We need to allow this salvation that we possess to be worked out in our lives, to transform us into the image of the eternal Son of God. 

And practically that means listening to God and to his Spirit, and being led by the Spirit. It means spending time with him, and being obedient to him. 

Paul speaks about the beginning of the work of the Spirit in the believers life in verse 1: encouragement, comfort, knowing the fellowship of the Spirit, sparks of tenderness and compassion. And it is the Spirit who is in you, who - if you are led by the Spirit - will transform us so that we become like-minded (sharing in the mind of Christ), having the same love, being one in spirit and purpose. 

And it is the Spirit in us who will begin to change us so that we do not see the world from our perspective, but  from his perspective. We do not see other people from our perspective, but from his perspective.

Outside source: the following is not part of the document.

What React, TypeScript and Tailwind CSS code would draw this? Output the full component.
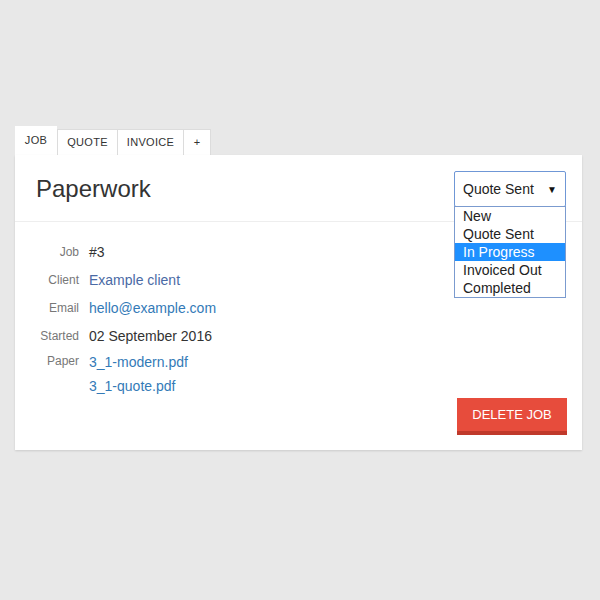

Someone said, 'The main evidence that we are growing in Christ is not exhilarating prayer experiences, but steadily increasing, humble love for other people

3. We live in hope 

The man or woman who humbles him or herself before another will be exalted. Not necessarily here and now, but there and then. 

It is what I call the divine V.

Jesus comes down. He is obedient. He humbles himself. He dies - on a cross. 
Therefore God exalts him

Do you wish to be vindicated, to be lifted up, to be glorified? 

Then consider the person next to you. Don't look at them, because you will get embarrassed. They may be your child or boyfriend or girlfriend or husband or wife or parent or friend. They may be someone who you do not know. 

Can you begin to think of them as worthy of more honour than you. 
Can you begin to serve them so that they become the person God created them to be, so that they discover their God given dignity? 

And as you put yourself here for the sake of other people, so God will raise you here with Jesus.